Following the week-long wait to decide which party would form government following the July 2 election, both Prime Minister Malcolm Turnbull and opposition leader Bill Shorten have called for Australia to investigate electronic voting at future elections.
And it’s hard to argue with that.
In 2016, the sight of booth workers tipping out huge bags of votes to begin hand-counting on election night looks strangely out of place.
There must surely be a better way that delivers an accurate result in a fraction of the time it now seems to take.
All sides of politics have given cautious support to the idea of electronic voting, though all say security concerns must first be addressed.
But just how secure is the current system?
There were polling spread across 394,000 sq. km of the Parkes electorate and nothing – apart from the time and distance between each booth – to stop a voter casting a ballot in all of them.
Currently the Australian Electoral Commission requires no identification before the voter receives a ballot paper, simply that the intending voter states their name and address.
That name is then ruled off by hand in the electoral roll, with no way of knowing whether that name has already been ruled off at another polling place that day.
You would think anyone wishing to defraud the system could easily get away with it – providing they didn’t use their own name, of course.

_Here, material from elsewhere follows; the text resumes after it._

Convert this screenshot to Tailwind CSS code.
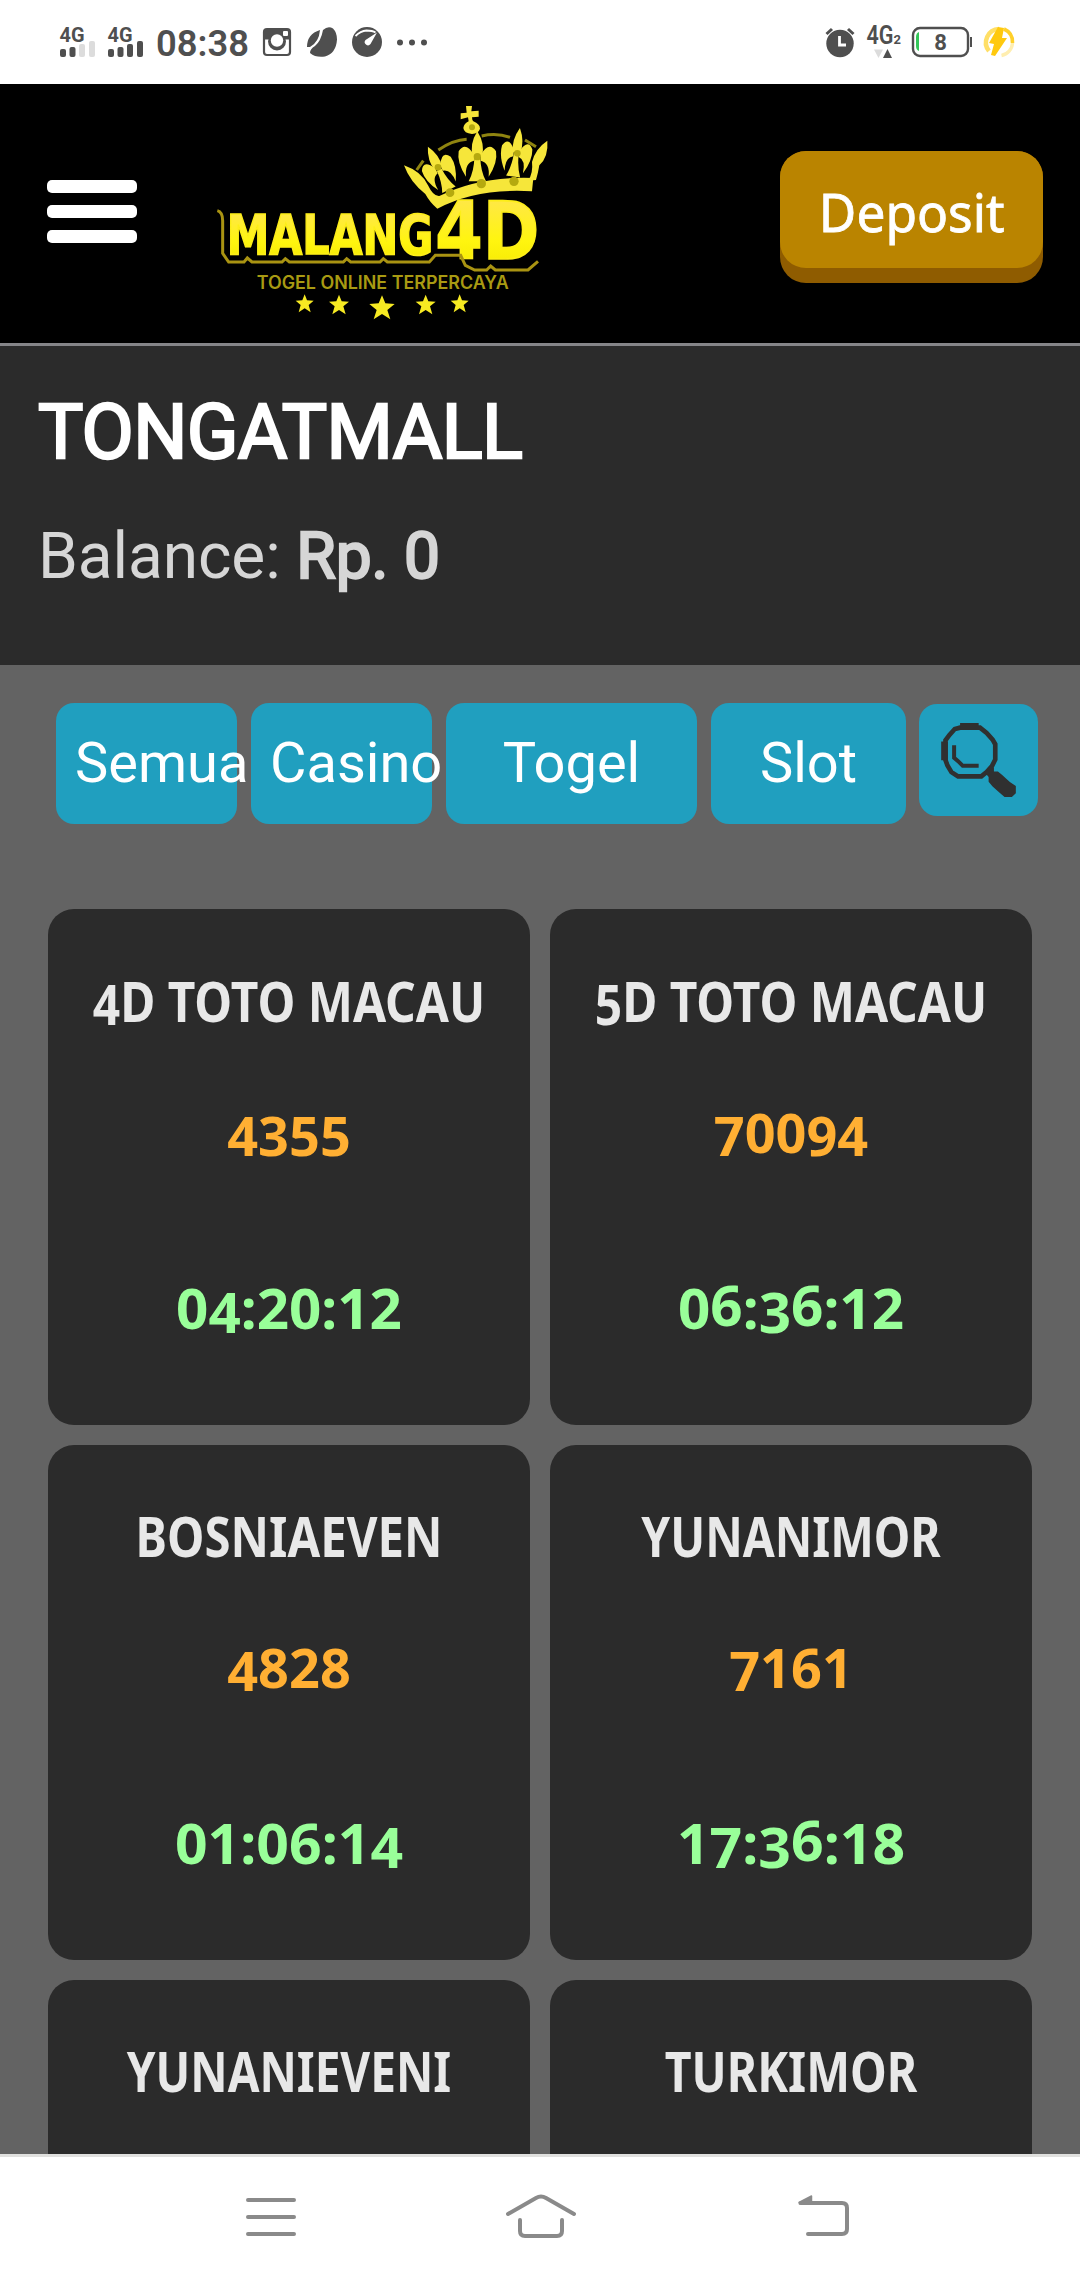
<!DOCTYPE html>
<html lang="id">
<head>
<meta charset="utf-8">
<title>Malang4D</title>
<script src="https://cdn.jsdelivr.net/npm/@tailwindcss/browser@4"></script>
</head>
<body class="bg-[#636363]">
<div class="flex h-[2280px] w-[1080px] flex-col overflow-hidden bg-[#636363] font-['Roboto',sans-serif]">

  <!-- Status bar -->
  <div class="h-[84px] shrink-0 bg-white">
    <svg class="block" width="1080" height="84" viewBox="0 0 1080 84" fill="#4f4f4f" font-family="Roboto, sans-serif">
      <g font-weight="700" font-size="21">
        <text x="59.500" y="42" textLength="25" lengthAdjust="spacingAndGlyphs">4G</text>
        <text x="107.500" y="42" textLength="25" lengthAdjust="spacingAndGlyphs">4G</text>
      </g>
      <rect x="60" y="49" width="6" height="8" rx="2"/><rect x="69.500" y="47" width="6" height="10" rx="2"/>
      <rect x="79" y="44" width="6" height="13" rx="2" fill="#dcdcdc"/><rect x="89" y="41" width="6" height="16" rx="2" fill="#dcdcdc"/>
      <rect x="108" y="49" width="6" height="8" rx="2"/><rect x="117.500" y="47" width="6" height="10" rx="2"/>
      <rect x="127" y="44" width="6" height="13" rx="2"/><rect x="137" y="41" width="6" height="16" rx="2"/>
      <text x="156" y="56" font-size="37" font-weight="600" textLength="93" lengthAdjust="spacingAndGlyphs">08:38</text>
      <!-- camera -->
      <rect x="264" y="29" width="26" height="26" rx="3" fill="none" stroke="#4f4f4f" stroke-width="2.200"/>
      <path d="M264 29h26v10.500h-26z"/>
      <circle cx="277" cy="41.500" r="9"/><circle cx="277" cy="40.500" r="6.200" fill="#fff"/>
      <rect x="283" y="31" width="5" height="5" rx="1" fill="#fff"/>
      <!-- bean -->
      <path d="M320 30q-13 4-13 17l3 0q9-5 10-17zM323 30q-2 11-8 16q-5 3-5 7q6 5 15 3.500q11-3 12-17q0-7-4-11q-5-3-10 1.500z"/>
      <!-- gauge -->
      <circle cx="367" cy="42" r="15"/>
      <path d="M355.500 36q5-5 11-5.500q6 0 9 2" fill="none" stroke="#fff" stroke-width="1.800"/>
      <path d="M377 32.500l-6.500 11.500a3.200 3.200 0 1 1-5-4z" fill="#fff"/>
      <circle cx="400" cy="42.500" r="3"/><circle cx="412" cy="42.500" r="3"/><circle cx="424" cy="42.500" r="3"/>
      <!-- alarm -->
      <circle cx="840" cy="43.500" r="13.700"/>
      <path d="M826.500 34l5.500-5M853.500 34l-5.500-5" stroke="#4f4f4f" stroke-width="3"/>
      <path d="M839.500 36v9h6.500" fill="none" stroke="#fff" stroke-width="2.800"/>
      <text x="866.500" y="43.500" font-size="25" font-weight="600" textLength="27" lengthAdjust="spacingAndGlyphs">4G</text>
      <text x="893.500" y="44" font-size="13" font-weight="700">2</text>
      <path d="M874 49.500h9l-4.500 8.500z" fill="#dcdcdc"/><path d="M883 58h9l-4.500-9z"/>
      <!-- battery -->
      <rect x="913" y="28" width="55" height="28" rx="7" fill="none" stroke="#4f4f4f" stroke-width="2.400"/>
      <rect x="970" y="37" width="2" height="10"/>
      <path d="M919 32v19q-3-1-3-5V37q0-4 3-5z" fill="#34c759"/>
      <text x="940.500" y="50" text-anchor="middle" font-size="22" font-weight="700">8</text>
      <!-- fast charge -->
      <path d="M1012.500 43a13.500 13.500 0 0 1-11 12.500" fill="none" stroke="#ffeeb0" stroke-width="3.400"/>
      <path d="M999 29a13.500 13.500 0 0 0-10 22" fill="none" stroke="#ffdf66" stroke-width="4.500"/>
      <path d="M1004 29q9 4 8.500 14" fill="none" stroke="#ffd02a" stroke-width="3.600"/>
      <path d="M998 27l6 1-2 10h5l-12 18-4-1 3-11-5-1z" fill="#ffc90e"/>
    </svg>
  </div>

  <!-- Header -->
  <header class="flex h-[262px] shrink-0 items-start border-b-3 border-[#858588] bg-black">
    <div class="mt-[96px] ml-[47px] flex w-[90px] flex-col gap-3">
      <span class="h-[13px] rounded-[5px] bg-white"></span>
      <span class="h-[13px] rounded-[5px] bg-white"></span>
      <span class="h-[13px] rounded-[5px] bg-white"></span>
    </div>
    <svg class="mt-[6px] ml-[63px] block" width="360" height="250" viewBox="0 0 1080 750">
      <defs>
        <linearGradient id="gold" x1="0" y1="0" x2="0" y2="1"><stop offset="0" stop-color="#ffe35a"/><stop offset=".6" stop-color="#fff50f"/><stop offset="1" stop-color="#f2e600"/></linearGradient>
        <g id="fleur">
          <path d="M0-72Q24-34 14 4H-14Q-24-34 0-72z"/>
          <path d="M-10-2Q-36-44-56-12Q-62 22-34 64Q-38 22-10 16z"/>
          <path d="M10-2Q36-44 56-12Q62 22 34 64Q38 22 10 16z"/>
          <path d="M-9 8H9Q10 48 26 78H-26Q-10 48-9 8z"/>
        </g>
      </defs>
      <!-- crown -->
      <path d="M715 180Q760 150 800 148M845 138Q890 128 930 142M975 150L1008 170M650 240l20-28" fill="none" stroke="#8f8410" stroke-width="9"/>
      <g fill="#f6e63a">
        <path d="M612 226Q664 244 684 286Q700 320 718 318Q840 258 1000 264L996 304Q830 294 712 356Q690 338 676 312Q630 276 612 226z"/>
        <path d="M1042 152Q1046 200 1018 226Q1014 250 1008 270L984 272Q1000 250 996 216Q1006 176 1042 152z"/>
        <use href="#fleur" transform="translate(832 196)"/>
        <use href="#fleur" transform="translate(950 184) rotate(8) scale(.82 .98)"/>
        <use href="#fleur" transform="translate(714 232) rotate(-26) scale(.86 .96)"/>
        <path d="M798 48h18l-2 16 22-2v18l-20 2q0 8 4 12 20 8 20 22-4 14-24 16-24-2-26-18 2-14 16-20l-2-12-22 6v-18l18-2z"/>
      </g>
      <g fill="#b5a90f"><circle cx="750" cy="308" r="13"/><circle cx="844" cy="281" r="14"/><circle cx="942" cy="274" r="14"/><circle cx="832" cy="200" r="11"/><circle cx="952" cy="190" r="10"/><circle cx="714" cy="232" r="10"/><circle cx="816" cy="112" r="9"/></g>
      <!-- word mark -->
      <g font-family="'DejaVu Sans', sans-serif" font-weight="700" fill="url(#gold)" stroke="#fdee18" stroke-width="5">
        <text x="80" y="492" font-size="166" textLength="620" lengthAdjust="spacingAndGlyphs">MALANG</text>
        <text x="706" y="507" font-size="238" textLength="312" lengthAdjust="spacingAndGlyphs">4D</text>
      </g>
      <path d="M52 362Q68 366 68 392V490L86 516H132L142 504 156 516H246L256 506 268 516H430L440 506 452 516H540L550 506 562 516H688L706 496H782L796 526 824 540H860L872 528 886 540H984L1014 514" fill="none" stroke="#a99312" stroke-width="9"/>
      <text x="170" y="597" font-family="Inter, sans-serif" font-size="54" font-weight="600" fill="#a89a12" textLength="756" lengthAdjust="spacingAndGlyphs">TOGEL ONLINE TERPERCAYA</text>
      <g fill="#f7ea22">
        <path d="M546 616l10 24 28 2-22 18 9 28-25-16-25 16 9-28-22-18 28-2z"/>
        <path d="M417 614l8 20 22 1-17 14 7 24-20-13-20 13 7-24-17-14 22-1z"/>
        <path d="M677 614l8 20 22 1-17 14 7 24-20-13-20 13 7-24-17-14 22-1z"/>
        <path d="M314 613l7 18 20 1-15 13 6 22-18-12-18 12 6-22-15-13 20-1z"/>
        <path d="M779 613l7 18 20 1-15 13 6 22-18-12-18 12 6-22-15-13 20-1z"/>
      </g>
    </svg>
    <button class="mt-[67px] ml-[220px] flex h-[132px] w-[263px] items-start rounded-[26px] bg-[#8f5c00]">
      <span class="flex h-[117px] w-full items-center justify-center rounded-[26px] bg-[#ba8400] pt-[3px] font-['Noto_Sans',sans-serif] text-[53px] leading-none text-white"><span class="scale-x-[.97] [-webkit-text-stroke:0.8px_white]">Deposit</span></span>
    </button>
  </header>

  <!-- Account -->
  <section class="h-[319px] shrink-0 bg-[#2b2b2b] pt-[46px] pl-[38px]">
    <h1 class="text-[76px] leading-[80px] tracking-[-0.7px] text-white [-webkit-text-stroke:2.4px_white]">TONGATMALL</h1>
    <p class="mt-[45px] text-[64px] leading-[80px] tracking-[-0.1px] text-[#d6d6d6]">Balance: <span class="[-webkit-text-stroke:2.4px_#d6d6d6]">Rp. 0</span></p>
  </section>

  <!-- Filters -->
  <nav class="flex shrink-0 items-start pt-[38px] pl-[56px] text-[56px] leading-[121px] text-white">
    <div class="mr-[14px] h-[121px] w-[181px] rounded-[18px] bg-[#209fbf] pl-[19px]">Semua</div>
    <div class="mr-[14px] h-[121px] w-[181px] rounded-[18px] bg-[#209fbf] pl-[19px]">Casino</div>
    <div class="mr-[14px] h-[121px] w-[251px] rounded-[18px] bg-[#209fbf] text-center">Togel</div>
    <div class="mr-[13px] h-[121px] w-[195px] rounded-[18px] bg-[#209fbf] text-center">Slot</div>
    <div class="mt-px h-[112px] w-[119px] rounded-[18px] bg-[#209fbf] pt-[19px] pl-[22px]">
      <svg class="block" width="75" height="74" viewBox="1023 128 225 223" fill="none" stroke="#303030">
        <path d="M1080 142H1140L1160 158L1178 178L1186 192V238L1176 258L1160 276L1144 289H1074L1054 276L1042 256L1036 240V180L1048 164L1064 146Z" stroke-width="14"/>
        <path d="M1080 128h56v20h-56zM1023 184h20v56h-20z" fill="#303030" stroke="none"/>
        <path d="M1062 195v38l12 10 14 14h48" stroke-width="12"/>
        <path d="M1168 262h14v12h12l12 10 24 22 18 12v22l-12 11h-22l-14-12-22-20-12-14v-14l-10-12z" fill="#303030" stroke="none"/>
      </svg>
    </div>
  </nav>

  <!-- Markets -->
  <main class="mt-[85px] grid min-h-0 flex-1 grid-cols-[482px_482px] auto-rows-[515.5px] content-start gap-5 overflow-hidden pl-12 text-center font-['Noto_Sans',sans-serif] text-[56px] leading-[80px] font-bold whitespace-nowrap">
    <article class="rounded-[26px] bg-[#2b2b2b] pt-[51px]">
      <h2 class="scale-x-[.855] text-[#e8e8e8]"><span class="align-[-3px] leading-none">4</span>D TOTO MACAU</h2>
      <p class="mt-[52px] text-[54px] text-[#ffaf33]"><span class="align-[-3px] leading-none">4355</span></p>
      <p class="mt-[95px] scale-x-[1.01] text-[#99ff99]">0<span class="align-[-4px] leading-none">4</span>:20:12</p>
    </article>
    <article class="rounded-[26px] bg-[#2b2b2b] pt-[51px]">
      <h2 class="scale-x-[.855] text-[#e8e8e8]"><span class="align-[-3px] leading-none">5</span>D TOTO MACAU</h2>
      <p class="mt-[52px] text-[54px] text-[#ffaf33]"><span class="align-[-3px] leading-none">7</span>00<span class="align-[-3px] leading-none">94</span></p>
      <p class="mt-[95px] scale-x-[1.01] text-[#99ff99]">0<span class="align-[3px] leading-none">6</span>:<span class="align-[-4px] leading-none">3</span><span class="align-[3px] leading-none">6</span>:12</p>
    </article>
    <article class="rounded-[26px] bg-[#2b2b2b] pt-[50px]">
      <h2 class="scale-x-[.845] text-[#e8e8e8]">BOSNIAEVEN</h2>
      <p class="mt-[52px] text-[54px] text-[#ffaf33]"><span class="align-[-3px] leading-none">4</span>828</p>
      <p class="mt-[95px] scale-x-[1.02] text-[#99ff99]">01:06:1<span class="align-[-4px] leading-none">4</span></p>
    </article>
    <article class="rounded-[26px] bg-[#2b2b2b] pt-[50px]">
      <h2 class="scale-x-[.825] text-[#e8e8e8]">YUNANIMOR</h2>
      <p class="mt-[52px] text-[54px] text-[#ffaf33]"><span class="align-[-3px] leading-none">7</span>161</p>
      <p class="mt-[95px] scale-x-[1.02] text-[#99ff99]">1<span class="align-[-4px] leading-none">7</span>:<span class="align-[-4px] leading-none">3</span><span class="align-[3px] leading-none">6</span>:18</p>
    </article>
    <article class="rounded-[26px] bg-[#2b2b2b] pt-[50px]">
      <h2 class="scale-x-[.82] text-[#e8e8e8]">YUNANIEVENI</h2>
    </article>
    <article class="rounded-[26px] bg-[#2b2b2b] pt-[50px]">
      <h2 class="scale-x-[.83] text-[#e8e8e8]">TURKIMOR</h2>
    </article>
  </main>

  <!-- System navigation -->
  <footer class="flex h-[126px] shrink-0 border-t-3 border-[#e0e0de] bg-white">
    <svg class="block" width="1080" height="123" viewBox="0 2157 1080 123" fill="none" stroke="#8a8a8a" stroke-width="4" stroke-linecap="round" stroke-linejoin="round">
      <path d="M248 2200h46M248 2217h46M248 2234h46"/>
      <path d="M508 2214l28-16q5-3 10 0l28 16"/>
      <path d="M520 2220v11q0 5 5 5h32q5 0 5-5v-11"/>
      <path d="M808 2234h34q5 0 5-5v-21q0-5-5-5h-41"/>
      <path d="M799 2202.500l12.500-6.500v8h-12z" fill="#8a8a8a" stroke-width="1.500"/>
    </svg>
  </footer>
</div>
</body>
</html>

So if electoral fraud is not an issue now, then surely there’s no real reason to think it would become an issue under electronic voting. If anything, you would expect the system to be tightened under any changes, not the other way round.
Electronic voting may not be the biggest issue facing our country today, but if it’s an issue that can win bipartisan support and pass easily through parliament then it’s well worth exploring.
After all, we might not get Mr Turnbull and Mr Shorten to agree on anything else for however long this parliament lasts.